• [Extracted records]
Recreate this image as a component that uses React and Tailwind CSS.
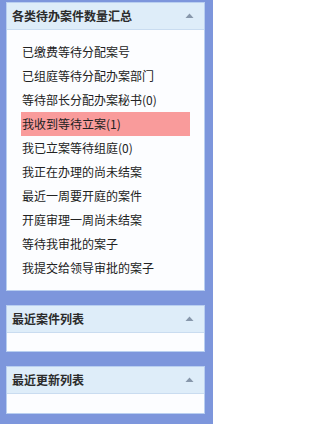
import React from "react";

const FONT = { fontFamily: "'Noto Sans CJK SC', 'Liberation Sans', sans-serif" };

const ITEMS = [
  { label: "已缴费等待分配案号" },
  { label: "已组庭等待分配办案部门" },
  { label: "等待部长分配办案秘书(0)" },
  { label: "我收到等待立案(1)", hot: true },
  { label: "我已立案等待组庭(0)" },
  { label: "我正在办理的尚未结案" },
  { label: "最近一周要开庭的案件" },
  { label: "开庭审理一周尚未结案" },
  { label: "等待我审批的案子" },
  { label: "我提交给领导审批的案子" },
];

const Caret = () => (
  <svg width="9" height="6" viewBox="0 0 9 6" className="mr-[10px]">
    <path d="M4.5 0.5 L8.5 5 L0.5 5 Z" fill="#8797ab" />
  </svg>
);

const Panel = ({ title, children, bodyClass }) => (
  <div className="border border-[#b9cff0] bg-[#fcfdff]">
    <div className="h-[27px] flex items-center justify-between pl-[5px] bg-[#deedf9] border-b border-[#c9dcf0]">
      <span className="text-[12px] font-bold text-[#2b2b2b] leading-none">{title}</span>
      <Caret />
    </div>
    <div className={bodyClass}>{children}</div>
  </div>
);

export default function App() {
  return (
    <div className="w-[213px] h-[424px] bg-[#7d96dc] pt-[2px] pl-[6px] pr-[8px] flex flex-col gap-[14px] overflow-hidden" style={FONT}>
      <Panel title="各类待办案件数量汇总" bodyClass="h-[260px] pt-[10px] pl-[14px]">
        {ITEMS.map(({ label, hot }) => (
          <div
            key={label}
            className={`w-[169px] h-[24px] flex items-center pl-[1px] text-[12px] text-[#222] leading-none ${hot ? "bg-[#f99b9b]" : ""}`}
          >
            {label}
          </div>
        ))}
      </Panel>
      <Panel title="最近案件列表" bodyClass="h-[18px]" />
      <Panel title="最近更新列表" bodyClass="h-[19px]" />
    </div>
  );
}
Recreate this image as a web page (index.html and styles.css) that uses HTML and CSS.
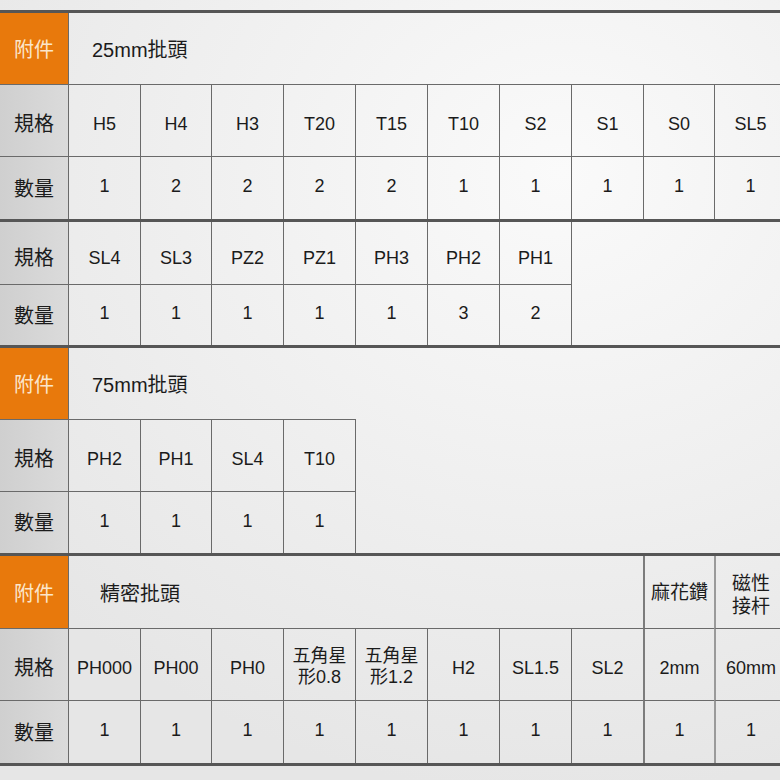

• [What this task involves] Restate the data word for word from its first line through the line with "CJK SC', 'Liberation", leaving out any picture along the way.

• [Correct answer]
Recreate this image as a component that uses React and Tailwind CSS.
import React from "react";

const FONT = { fontFamily: "'Noto Sans CJK SC', 'Liberation Sans', sans-serif" };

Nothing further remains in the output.